**WHAT THE TASK REQUIRES**
A line counts if it contains the string "this"; say how many such lines there are, giving only the number.

**DATA SHOWN**
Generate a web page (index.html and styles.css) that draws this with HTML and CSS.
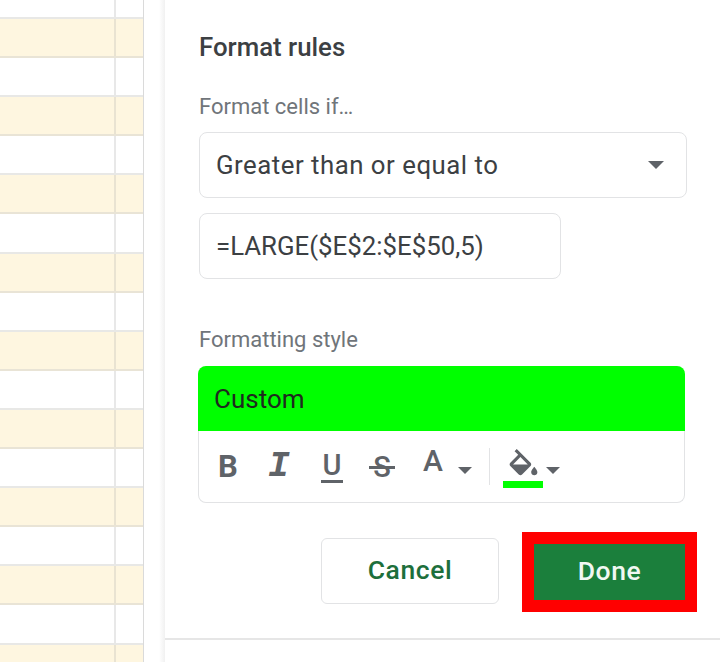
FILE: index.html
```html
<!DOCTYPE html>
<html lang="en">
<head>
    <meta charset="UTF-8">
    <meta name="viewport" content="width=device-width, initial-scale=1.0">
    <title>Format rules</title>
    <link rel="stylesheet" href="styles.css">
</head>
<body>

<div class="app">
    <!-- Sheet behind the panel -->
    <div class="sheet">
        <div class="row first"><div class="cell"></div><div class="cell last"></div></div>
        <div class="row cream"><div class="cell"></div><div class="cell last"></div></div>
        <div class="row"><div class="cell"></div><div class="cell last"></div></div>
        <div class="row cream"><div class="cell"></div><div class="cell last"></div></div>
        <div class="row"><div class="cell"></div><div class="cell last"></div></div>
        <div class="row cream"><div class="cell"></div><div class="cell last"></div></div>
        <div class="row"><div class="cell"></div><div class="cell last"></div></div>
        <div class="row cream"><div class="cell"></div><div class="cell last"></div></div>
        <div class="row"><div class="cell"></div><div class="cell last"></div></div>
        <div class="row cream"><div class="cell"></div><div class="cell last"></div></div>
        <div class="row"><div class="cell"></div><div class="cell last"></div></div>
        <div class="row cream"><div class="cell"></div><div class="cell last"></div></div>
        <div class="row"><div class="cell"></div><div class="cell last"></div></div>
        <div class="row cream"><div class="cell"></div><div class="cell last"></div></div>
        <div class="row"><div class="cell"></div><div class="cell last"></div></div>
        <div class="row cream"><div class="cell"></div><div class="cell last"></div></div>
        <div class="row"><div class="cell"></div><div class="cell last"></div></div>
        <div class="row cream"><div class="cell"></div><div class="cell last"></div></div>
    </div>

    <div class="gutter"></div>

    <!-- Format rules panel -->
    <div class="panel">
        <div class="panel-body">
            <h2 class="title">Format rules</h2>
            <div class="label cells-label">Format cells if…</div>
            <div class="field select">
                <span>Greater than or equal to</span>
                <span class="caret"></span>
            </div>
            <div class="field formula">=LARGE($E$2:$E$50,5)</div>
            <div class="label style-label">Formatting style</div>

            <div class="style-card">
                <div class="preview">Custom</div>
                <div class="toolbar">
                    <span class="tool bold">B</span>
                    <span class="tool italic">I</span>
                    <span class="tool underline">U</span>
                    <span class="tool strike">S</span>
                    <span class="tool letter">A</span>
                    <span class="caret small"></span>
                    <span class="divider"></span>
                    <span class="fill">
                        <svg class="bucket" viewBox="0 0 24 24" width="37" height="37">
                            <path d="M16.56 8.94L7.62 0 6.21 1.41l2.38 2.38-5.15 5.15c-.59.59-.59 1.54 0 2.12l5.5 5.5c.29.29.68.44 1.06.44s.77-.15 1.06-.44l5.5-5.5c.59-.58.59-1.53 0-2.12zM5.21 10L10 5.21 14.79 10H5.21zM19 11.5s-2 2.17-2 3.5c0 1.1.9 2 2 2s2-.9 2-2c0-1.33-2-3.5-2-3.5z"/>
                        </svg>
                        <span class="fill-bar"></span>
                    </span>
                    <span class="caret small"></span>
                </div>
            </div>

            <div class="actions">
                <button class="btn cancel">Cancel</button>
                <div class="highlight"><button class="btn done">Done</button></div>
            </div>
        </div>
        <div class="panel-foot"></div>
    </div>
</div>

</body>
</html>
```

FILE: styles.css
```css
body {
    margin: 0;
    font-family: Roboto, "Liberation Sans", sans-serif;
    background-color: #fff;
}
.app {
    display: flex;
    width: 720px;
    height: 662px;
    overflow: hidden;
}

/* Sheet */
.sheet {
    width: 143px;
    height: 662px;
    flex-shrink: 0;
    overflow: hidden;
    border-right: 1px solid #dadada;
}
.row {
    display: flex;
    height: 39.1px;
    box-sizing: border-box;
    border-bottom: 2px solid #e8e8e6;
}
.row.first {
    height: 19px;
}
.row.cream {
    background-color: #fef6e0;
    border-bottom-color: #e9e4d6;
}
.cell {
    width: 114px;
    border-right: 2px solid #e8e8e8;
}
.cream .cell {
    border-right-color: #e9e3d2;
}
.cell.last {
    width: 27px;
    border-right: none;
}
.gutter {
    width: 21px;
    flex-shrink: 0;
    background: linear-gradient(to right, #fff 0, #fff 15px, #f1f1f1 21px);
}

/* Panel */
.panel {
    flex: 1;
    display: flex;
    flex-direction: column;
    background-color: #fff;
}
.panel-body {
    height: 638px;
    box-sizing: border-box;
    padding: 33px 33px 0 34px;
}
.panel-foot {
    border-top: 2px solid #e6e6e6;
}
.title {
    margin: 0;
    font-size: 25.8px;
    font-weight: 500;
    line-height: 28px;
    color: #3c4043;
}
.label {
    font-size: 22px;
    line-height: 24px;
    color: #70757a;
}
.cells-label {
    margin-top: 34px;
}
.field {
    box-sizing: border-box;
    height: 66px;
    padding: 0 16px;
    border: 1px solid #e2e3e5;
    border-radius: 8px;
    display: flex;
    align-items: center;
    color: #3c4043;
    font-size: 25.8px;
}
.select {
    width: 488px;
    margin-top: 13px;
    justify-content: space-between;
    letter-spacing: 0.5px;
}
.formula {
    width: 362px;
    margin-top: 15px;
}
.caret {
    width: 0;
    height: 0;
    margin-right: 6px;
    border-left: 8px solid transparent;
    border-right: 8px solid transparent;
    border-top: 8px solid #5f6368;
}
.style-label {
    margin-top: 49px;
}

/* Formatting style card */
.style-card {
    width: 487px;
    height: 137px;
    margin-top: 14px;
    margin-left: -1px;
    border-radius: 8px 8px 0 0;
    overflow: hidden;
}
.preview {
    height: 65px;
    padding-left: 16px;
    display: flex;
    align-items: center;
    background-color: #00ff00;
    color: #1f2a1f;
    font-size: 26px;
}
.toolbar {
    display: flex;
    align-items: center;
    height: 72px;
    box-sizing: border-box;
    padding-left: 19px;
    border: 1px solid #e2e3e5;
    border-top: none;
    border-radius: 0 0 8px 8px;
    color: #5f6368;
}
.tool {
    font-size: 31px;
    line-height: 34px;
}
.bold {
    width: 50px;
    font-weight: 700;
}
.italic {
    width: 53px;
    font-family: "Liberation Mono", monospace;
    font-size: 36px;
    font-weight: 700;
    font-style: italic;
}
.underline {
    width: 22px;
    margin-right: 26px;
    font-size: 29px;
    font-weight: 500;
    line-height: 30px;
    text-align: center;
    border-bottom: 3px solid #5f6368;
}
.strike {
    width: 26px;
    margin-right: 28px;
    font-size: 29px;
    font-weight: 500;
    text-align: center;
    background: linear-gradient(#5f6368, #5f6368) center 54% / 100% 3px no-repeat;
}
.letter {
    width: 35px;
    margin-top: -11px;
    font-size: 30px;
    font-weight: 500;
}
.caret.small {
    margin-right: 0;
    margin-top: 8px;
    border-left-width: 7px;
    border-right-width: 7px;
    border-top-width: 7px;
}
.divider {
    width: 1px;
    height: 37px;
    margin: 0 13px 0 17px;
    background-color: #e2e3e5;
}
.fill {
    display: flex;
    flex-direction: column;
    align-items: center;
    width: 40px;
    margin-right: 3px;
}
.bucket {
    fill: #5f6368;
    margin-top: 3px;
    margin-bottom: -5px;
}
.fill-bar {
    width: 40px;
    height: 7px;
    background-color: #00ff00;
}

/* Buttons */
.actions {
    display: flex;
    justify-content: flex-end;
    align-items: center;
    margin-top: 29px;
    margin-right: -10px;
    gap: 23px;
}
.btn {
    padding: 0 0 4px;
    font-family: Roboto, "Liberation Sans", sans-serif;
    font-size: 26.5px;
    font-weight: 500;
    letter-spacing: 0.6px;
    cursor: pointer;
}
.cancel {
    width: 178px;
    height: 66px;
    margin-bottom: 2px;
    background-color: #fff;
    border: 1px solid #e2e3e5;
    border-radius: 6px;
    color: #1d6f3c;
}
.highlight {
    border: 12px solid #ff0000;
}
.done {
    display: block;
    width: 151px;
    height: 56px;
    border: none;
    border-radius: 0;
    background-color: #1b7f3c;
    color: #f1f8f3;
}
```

---

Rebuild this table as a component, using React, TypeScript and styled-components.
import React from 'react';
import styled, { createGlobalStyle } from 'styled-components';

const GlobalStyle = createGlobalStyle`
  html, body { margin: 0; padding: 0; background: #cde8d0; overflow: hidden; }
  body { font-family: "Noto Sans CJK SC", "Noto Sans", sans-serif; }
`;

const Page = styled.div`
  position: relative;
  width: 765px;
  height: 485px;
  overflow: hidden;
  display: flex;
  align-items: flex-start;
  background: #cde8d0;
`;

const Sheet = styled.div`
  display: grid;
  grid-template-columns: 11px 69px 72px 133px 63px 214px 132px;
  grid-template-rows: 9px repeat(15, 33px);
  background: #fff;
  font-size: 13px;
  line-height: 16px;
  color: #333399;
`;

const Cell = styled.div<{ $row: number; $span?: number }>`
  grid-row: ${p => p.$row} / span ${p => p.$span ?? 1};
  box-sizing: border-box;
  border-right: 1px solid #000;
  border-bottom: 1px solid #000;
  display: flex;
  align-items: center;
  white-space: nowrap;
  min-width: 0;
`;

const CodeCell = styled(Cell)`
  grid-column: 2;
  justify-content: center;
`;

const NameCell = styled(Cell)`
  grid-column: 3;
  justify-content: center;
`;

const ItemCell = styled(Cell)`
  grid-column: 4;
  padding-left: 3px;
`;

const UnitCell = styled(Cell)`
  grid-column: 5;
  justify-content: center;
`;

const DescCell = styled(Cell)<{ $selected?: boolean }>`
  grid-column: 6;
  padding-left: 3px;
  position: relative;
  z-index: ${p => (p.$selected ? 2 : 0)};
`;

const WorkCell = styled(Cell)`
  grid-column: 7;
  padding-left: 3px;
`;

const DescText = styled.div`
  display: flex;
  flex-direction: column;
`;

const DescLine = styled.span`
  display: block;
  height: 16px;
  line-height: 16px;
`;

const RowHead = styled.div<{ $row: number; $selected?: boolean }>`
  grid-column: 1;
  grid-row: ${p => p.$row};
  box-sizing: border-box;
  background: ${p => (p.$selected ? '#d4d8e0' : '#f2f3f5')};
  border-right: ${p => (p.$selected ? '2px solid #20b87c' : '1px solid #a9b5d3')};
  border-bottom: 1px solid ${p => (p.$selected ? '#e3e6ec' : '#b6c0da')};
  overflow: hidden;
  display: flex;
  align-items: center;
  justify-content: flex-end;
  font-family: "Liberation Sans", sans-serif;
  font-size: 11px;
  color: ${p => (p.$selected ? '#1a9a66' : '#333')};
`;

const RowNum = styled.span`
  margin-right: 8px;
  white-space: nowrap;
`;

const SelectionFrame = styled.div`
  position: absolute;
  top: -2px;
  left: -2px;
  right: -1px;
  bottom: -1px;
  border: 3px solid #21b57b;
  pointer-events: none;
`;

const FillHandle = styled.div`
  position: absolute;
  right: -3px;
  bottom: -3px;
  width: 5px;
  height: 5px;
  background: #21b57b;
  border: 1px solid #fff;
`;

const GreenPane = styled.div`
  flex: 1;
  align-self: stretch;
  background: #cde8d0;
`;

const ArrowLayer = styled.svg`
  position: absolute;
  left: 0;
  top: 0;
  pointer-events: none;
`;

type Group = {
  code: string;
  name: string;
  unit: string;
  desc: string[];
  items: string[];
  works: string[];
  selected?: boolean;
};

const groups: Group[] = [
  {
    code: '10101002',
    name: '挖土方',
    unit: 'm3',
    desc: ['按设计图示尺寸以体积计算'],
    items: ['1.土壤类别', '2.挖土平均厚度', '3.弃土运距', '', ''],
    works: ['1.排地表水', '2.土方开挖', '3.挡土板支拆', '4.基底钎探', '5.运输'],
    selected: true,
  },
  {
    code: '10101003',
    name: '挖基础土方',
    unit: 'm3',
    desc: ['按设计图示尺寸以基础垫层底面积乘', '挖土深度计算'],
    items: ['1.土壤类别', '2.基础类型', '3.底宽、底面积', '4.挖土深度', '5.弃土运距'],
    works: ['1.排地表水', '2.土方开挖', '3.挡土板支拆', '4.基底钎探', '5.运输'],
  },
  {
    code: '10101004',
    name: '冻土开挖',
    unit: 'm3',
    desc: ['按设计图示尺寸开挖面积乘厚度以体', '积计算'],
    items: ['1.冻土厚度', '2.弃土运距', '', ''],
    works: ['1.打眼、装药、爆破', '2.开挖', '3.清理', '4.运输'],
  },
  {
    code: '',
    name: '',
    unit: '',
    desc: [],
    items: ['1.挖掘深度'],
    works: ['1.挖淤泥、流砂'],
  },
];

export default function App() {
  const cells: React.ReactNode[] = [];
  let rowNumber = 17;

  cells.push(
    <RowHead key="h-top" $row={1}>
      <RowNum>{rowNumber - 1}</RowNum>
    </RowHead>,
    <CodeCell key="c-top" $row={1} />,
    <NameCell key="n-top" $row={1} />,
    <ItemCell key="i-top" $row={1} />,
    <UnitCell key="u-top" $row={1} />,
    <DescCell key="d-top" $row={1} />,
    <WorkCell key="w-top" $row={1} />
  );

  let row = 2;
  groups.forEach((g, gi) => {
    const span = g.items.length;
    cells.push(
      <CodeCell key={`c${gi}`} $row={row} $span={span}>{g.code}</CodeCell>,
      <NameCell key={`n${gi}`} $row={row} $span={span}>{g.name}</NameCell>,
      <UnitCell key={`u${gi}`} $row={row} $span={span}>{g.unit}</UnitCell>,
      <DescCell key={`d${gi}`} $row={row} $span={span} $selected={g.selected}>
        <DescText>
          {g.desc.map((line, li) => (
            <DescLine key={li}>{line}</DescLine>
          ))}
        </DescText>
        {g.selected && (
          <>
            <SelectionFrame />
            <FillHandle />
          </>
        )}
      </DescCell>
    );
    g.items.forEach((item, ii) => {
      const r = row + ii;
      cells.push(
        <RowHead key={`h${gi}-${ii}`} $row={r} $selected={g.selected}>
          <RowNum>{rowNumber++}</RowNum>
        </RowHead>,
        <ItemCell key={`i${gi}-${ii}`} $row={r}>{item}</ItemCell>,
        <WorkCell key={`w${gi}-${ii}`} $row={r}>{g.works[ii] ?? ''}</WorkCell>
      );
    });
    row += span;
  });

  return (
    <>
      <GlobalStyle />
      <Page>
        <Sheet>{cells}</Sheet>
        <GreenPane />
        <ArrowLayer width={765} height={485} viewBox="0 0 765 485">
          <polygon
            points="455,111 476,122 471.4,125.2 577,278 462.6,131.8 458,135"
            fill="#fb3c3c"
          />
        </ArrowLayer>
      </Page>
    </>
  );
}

**THE ANSWER**
2